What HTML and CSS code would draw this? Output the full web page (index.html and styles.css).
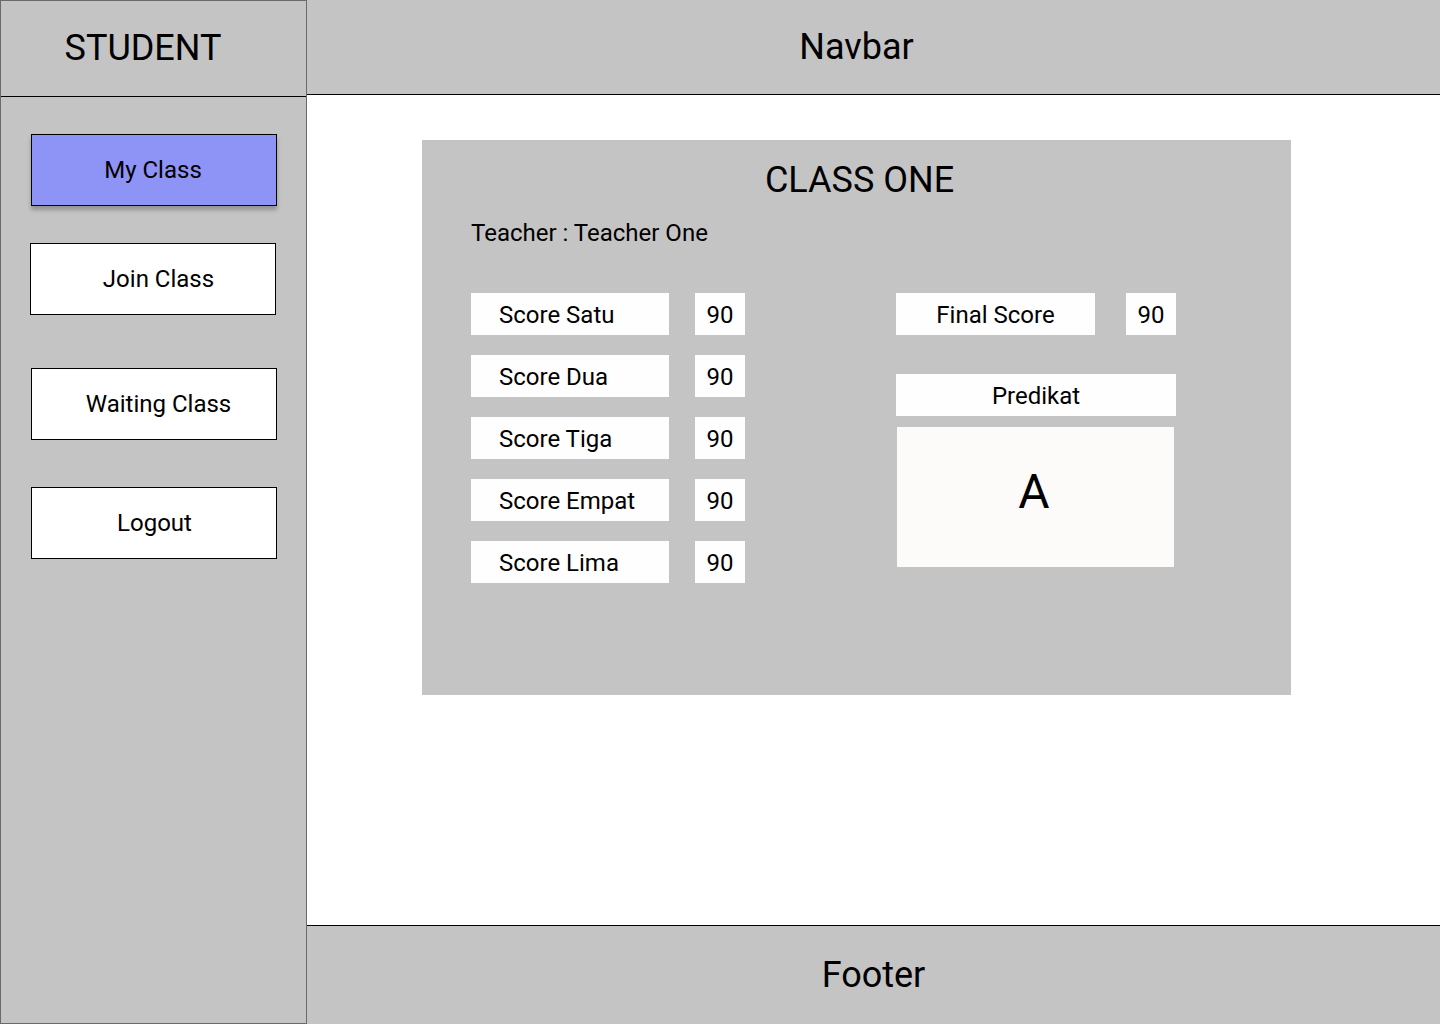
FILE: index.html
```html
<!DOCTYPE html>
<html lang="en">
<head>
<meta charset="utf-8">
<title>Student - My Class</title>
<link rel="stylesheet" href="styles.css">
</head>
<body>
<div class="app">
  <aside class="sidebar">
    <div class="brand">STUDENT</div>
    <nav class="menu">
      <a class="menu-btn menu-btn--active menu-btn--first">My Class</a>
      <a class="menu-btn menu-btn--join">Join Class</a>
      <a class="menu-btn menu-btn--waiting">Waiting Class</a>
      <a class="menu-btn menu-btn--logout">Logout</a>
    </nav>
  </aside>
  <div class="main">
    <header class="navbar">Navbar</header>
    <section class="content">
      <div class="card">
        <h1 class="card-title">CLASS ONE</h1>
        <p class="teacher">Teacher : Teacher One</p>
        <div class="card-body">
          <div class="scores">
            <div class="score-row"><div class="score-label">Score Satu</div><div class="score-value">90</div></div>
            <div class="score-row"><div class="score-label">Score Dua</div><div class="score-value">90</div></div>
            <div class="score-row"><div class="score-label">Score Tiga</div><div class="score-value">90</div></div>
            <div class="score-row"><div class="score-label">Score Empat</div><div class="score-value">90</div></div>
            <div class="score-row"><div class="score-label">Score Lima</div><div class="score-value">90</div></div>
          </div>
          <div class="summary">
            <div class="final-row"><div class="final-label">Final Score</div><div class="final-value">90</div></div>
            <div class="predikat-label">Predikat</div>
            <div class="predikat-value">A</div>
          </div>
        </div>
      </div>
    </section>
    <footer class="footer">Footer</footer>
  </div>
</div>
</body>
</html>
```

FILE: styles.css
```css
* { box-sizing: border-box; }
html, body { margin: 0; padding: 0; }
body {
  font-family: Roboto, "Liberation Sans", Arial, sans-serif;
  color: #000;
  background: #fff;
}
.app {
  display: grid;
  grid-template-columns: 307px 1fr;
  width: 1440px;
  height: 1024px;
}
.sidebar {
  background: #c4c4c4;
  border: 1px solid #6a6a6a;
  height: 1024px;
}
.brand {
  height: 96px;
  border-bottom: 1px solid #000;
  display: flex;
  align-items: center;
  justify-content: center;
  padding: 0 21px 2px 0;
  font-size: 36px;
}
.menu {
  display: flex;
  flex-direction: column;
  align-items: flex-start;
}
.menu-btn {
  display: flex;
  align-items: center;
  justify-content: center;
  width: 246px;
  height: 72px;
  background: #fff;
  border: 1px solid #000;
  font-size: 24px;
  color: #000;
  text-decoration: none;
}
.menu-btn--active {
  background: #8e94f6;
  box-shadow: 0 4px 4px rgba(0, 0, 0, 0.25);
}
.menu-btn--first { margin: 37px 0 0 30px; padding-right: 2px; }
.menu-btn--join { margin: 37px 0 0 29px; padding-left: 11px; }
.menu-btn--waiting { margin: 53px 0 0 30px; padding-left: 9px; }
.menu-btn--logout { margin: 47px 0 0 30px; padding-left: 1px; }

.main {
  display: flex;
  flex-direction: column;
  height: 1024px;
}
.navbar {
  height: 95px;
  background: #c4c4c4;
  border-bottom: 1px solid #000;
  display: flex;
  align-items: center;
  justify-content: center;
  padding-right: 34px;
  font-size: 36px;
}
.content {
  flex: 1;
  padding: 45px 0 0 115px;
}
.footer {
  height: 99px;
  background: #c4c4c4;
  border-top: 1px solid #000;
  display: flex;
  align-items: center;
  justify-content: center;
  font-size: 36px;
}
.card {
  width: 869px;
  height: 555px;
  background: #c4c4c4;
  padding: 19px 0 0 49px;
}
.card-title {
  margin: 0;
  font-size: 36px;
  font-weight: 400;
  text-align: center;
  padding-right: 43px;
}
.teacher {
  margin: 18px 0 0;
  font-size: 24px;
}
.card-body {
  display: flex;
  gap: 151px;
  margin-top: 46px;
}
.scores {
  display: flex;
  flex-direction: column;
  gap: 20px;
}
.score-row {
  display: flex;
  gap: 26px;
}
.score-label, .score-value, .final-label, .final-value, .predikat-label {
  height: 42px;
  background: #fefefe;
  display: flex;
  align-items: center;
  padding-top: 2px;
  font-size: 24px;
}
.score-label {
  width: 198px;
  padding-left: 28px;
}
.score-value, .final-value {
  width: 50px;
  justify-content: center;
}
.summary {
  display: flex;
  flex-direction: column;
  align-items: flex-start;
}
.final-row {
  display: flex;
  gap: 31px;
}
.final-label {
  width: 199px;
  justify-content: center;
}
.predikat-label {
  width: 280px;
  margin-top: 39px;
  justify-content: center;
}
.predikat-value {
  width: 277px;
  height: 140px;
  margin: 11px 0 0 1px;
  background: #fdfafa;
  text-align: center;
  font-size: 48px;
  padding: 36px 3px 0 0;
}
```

════════════════

#### THE EXERCISE:
Using the material above, return every line exactly as it appears, minus the pictures.

#### WORKED ANSWER:
What HTML and CSS code would draw this? Output the full web page (index.html and styles.css).
FILE: index.html
```html
<!DOCTYPE html>
<html lang="en">
<head>
<meta charset="utf-8">
<title>Student - My Class</title>
<link rel="stylesheet" href="styles.css">
</head>
<body>
<div class="app">
  <aside class="sidebar">
    <div class="brand">STUDENT</div>
    <nav class="menu">
      <a class="menu-btn menu-btn--active menu-btn--first">My Class</a>
      <a class="menu-btn menu-btn--join">Join Class</a>
      <a class="menu-btn menu-btn--waiting">Waiting Class</a>
      <a class="menu-btn menu-btn--logout">Logout</a>
    </nav>
  </aside>
  <div class="main">
    <header class="navbar">Navbar</header>
    <section class="content">
      <div class="card">
        <h1 class="card-title">CLASS ONE</h1>
        <p class="teacher">Teacher : Teacher One</p>
        <div class="card-body">
          <div class="scores">
            <div class="score-row"><div class="score-label">Score Satu</div><div class="score-value">90</div></div>
            <div class="score-row"><div class="score-label">Score Dua</div><div class="score-value">90</div></div>
            <div class="score-row"><div class="score-label">Score Tiga</div><div class="score-value">90</div></div>
            <div class="score-row"><div class="score-label">Score Empat</div><div class="score-value">90</div></div>
            <div class="score-row"><div class="score-label">Score Lima</div><div class="score-value">90</div></div>
          </div>
          <div class="summary">
            <div class="final-row"><div class="final-label">Final Score</div><div class="final-value">90</div></div>
            <div class="predikat-label">Predikat</div>
            <div class="predikat-value">A</div>
          </div>
        </div>
      </div>
    </section>
    <footer class="footer">Footer</footer>
  </div>
</div>
</body>
</html>
```

FILE: styles.css
```css
* { box-sizing: border-box; }
html, body { margin: 0; padding: 0; }
body {
  font-family: Roboto, "Liberation Sans", Arial, sans-serif;
  color: #000;
  background: #fff;
}
.app {
  display: grid;
  grid-template-columns: 307px 1fr;
  width: 1440px;
  height: 1024px;
}
.sidebar {
  background: #c4c4c4;
  border: 1px solid #6a6a6a;
  height: 1024px;
}
.brand {
  height: 96px;
  border-bottom: 1px solid #000;
  display: flex;
  align-items: center;
  justify-content: center;
  padding: 0 21px 2px 0;
  font-size: 36px;
}
.menu {
  display: flex;
  flex-direction: column;
  align-items: flex-start;
}
.menu-btn {
  display: flex;
  align-items: center;
  justify-content: center;
  width: 246px;
  height: 72px;
  background: #fff;
  border: 1px solid #000;
  font-size: 24px;
  color: #000;
  text-decoration: none;
}
.menu-btn--active {
  background: #8e94f6;
  box-shadow: 0 4px 4px rgba(0, 0, 0, 0.25);
}
.menu-btn--first { margin: 37px 0 0 30px; padding-right: 2px; }
.menu-btn--join { margin: 37px 0 0 29px; padding-left: 11px; }
.menu-btn--waiting { margin: 53px 0 0 30px; padding-left: 9px; }
.menu-btn--logout { margin: 47px 0 0 30px; padding-left: 1px; }

.main {
  display: flex;
  flex-direction: column;
  height: 1024px;
}
.navbar {
  height: 95px;
  background: #c4c4c4;
  border-bottom: 1px solid #000;
  display: flex;
  align-items: center;
  justify-content: center;
  padding-right: 34px;
  font-size: 36px;
}
.content {
  flex: 1;
  padding: 45px 0 0 115px;
}
.footer {
  height: 99px;
  background: #c4c4c4;
  border-top: 1px solid #000;
  display: flex;
  align-items: center;
  justify-content: center;
  font-size: 36px;
}
.card {
  width: 869px;
  height: 555px;
  background: #c4c4c4;
  padding: 19px 0 0 49px;
}
.card-title {
  margin: 0;
  font-size: 36px;
  font-weight: 400;
  text-align: center;
  padding-right: 43px;
}
.teacher {
  margin: 18px 0 0;
  font-size: 24px;
}
.card-body {
  display: flex;
  gap: 151px;
  margin-top: 46px;
}
.scores {
  display: flex;
  flex-direction: column;
  gap: 20px;
}
.score-row {
  display: flex;
  gap: 26px;
}
.score-label, .score-value, .final-label, .final-value, .predikat-label {
  height: 42px;
  background: #fefefe;
  display: flex;
  align-items: center;
  padding-top: 2px;
  font-size: 24px;
}
.score-label {
  width: 198px;
  padding-left: 28px;
}
.score-value, .final-value {
  width: 50px;
  justify-content: center;
}
.summary {
  display: flex;
  flex-direction: column;
  align-items: flex-start;
}
.final-row {
  display: flex;
  gap: 31px;
}
.final-label {
  width: 199px;
  justify-content: center;
}
.predikat-label {
  width: 280px;
  margin-top: 39px;
  justify-content: center;
}
.predikat-value {
  width: 277px;
  height: 140px;
  margin: 11px 0 0 1px;
  background: #fdfafa;
  text-align: center;
  font-size: 48px;
  padding: 36px 3px 0 0;
}
```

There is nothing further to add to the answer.